While still an employee, a participant may make an in-service withdrawal of all or a part of the vested portion of his or her accounts attributable to their contributions, as well as vested Company matching contributions, plus the earnings on those amounts subject to the provisions of the Plan. Upon written notice to the Committee, a participant may make a hardship withdrawal of his or her before-tax and after-tax contributions, as well as Company matching contributions if the Committee finds, after considering the participant's request, that an adequate financial hardship and resulting need for such amount has been demonstrated by the participant. A participant may request a hardship withdrawal only if he or she first takes a loan of any available monies in the Plan. Both types of withdrawals are subject to certain restrictions as described in the Plan document. The hardship withdrawals made in 2001 and 2000 totaled $1,263 and $0, respectively.

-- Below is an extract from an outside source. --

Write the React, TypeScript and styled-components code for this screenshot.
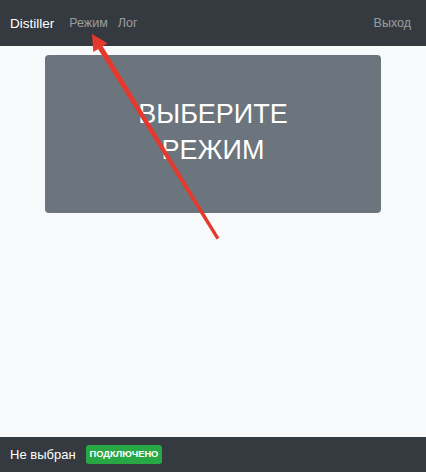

Note 2 Summary of Significant Accounting Policies
The accounting and reporting policies followed in preparation of the financial statements of the Plan of the Company conform with accounting principles generally accepted in the United States of America. The following is a summary of the significant policies.
7
Assets of the Plan
The assets of the Plan are held in a trust with five funds, which represent the investment options. The investment return in the respective funds is allocated to a participant based on his or her account balance. Contributions to, and payments from, the Plan are specifically identified to the applicable funds within the Trust.
Use of Estimates
The preparation of financial statements in conformity with accounting principles generally accepted in the United States of America requires management to make estimates and assumptions that affect the reported amounts of net assets available for benefits and changes therein. Actual results could differ from those estimates. The Plan utilizes various investment instruments. Investment securities, in general, are exposed to various risks, such as interest rate, credit, and overall market volatility. Due to the level of risk associated with certain investment securities, it is reasonably possible that changes in the values of investment securities will occur in the near term and that such changes could materially affect the amounts reported in the financial statements.
Security Transactions
Security transactions are accounted for on a trade date basis. Dividend income is recorded on the ex-dividend date. Interest income is accounted for on the accrual basis.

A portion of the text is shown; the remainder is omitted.